### Problem statement
Repeat the whole listing exactly.

===

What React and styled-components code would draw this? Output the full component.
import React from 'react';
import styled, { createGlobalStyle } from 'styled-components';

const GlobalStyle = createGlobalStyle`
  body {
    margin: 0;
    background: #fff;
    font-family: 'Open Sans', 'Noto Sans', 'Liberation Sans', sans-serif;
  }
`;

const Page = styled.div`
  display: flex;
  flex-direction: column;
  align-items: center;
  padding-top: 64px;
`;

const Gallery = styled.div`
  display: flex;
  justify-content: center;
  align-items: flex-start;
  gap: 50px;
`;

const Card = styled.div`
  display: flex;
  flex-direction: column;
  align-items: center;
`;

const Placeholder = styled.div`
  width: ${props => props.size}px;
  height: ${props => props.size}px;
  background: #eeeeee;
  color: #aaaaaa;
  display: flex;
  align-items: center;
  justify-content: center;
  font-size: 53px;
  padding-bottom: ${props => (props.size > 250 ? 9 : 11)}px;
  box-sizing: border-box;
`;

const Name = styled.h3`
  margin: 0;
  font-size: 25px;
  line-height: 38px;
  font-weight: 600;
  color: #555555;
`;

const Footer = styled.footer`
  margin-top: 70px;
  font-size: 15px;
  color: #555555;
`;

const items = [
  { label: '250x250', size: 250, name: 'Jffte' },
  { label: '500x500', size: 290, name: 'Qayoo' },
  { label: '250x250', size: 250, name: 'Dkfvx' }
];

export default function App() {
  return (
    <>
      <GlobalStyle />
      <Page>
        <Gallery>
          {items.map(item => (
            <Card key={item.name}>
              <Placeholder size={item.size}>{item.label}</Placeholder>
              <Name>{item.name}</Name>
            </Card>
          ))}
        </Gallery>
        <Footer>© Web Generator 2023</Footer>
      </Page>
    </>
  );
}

===

### Answer for this exercise
What React and styled-components code would draw this? Output the full component.
import React from 'react';
import styled, { createGlobalStyle } from 'styled-components';

const GlobalStyle = createGlobalStyle`
  body {
    margin: 0;
    background: #fff;
    font-family: 'Open Sans', 'Noto Sans', 'Liberation Sans', sans-serif;
  }
`;

const Page = styled.div`
  display: flex;
  flex-direction: column;
  align-items: center;
  padding-top: 64px;
`;

const Gallery = styled.div`
  display: flex;
  justify-content: center;
  align-items: flex-start;
  gap: 50px;
`;

const Card = styled.div`
  display: flex;
  flex-direction: column;
  align-items: center;
`;

const Placeholder = styled.div`
  width: ${props => props.size}px;
  height: ${props => props.size}px;
  background: #eeeeee;
  color: #aaaaaa;
  display: flex;
  align-items: center;
  justify-content: center;
  font-size: 53px;
  padding-bottom: ${props => (props.size > 250 ? 9 : 11)}px;
  box-sizing: border-box;
`;

const Name = styled.h3`
  margin: 0;
  font-size: 25px;
  line-height: 38px;
  font-weight: 600;
  color: #555555;
`;

const Footer = styled.footer`
  margin-top: 70px;
  font-size: 15px;
  color: #555555;
`;

const items = [
  { label: '250x250', size: 250, name: 'Jffte' },
  { label: '500x500', size: 290, name: 'Qayoo' },
  { label: '250x250', size: 250, name: 'Dkfvx' }
];

export default function App() {
  return (
    <>
      <GlobalStyle />
      <Page>
        <Gallery>
          {items.map(item => (
            <Card key={item.name}>
              <Placeholder size={item.size}>{item.label}</Placeholder>
              <Name>{item.name}</Name>
            </Card>
          ))}
        </Gallery>
        <Footer>© Web Generator 2023</Footer>
      </Page>
    </>
  );
}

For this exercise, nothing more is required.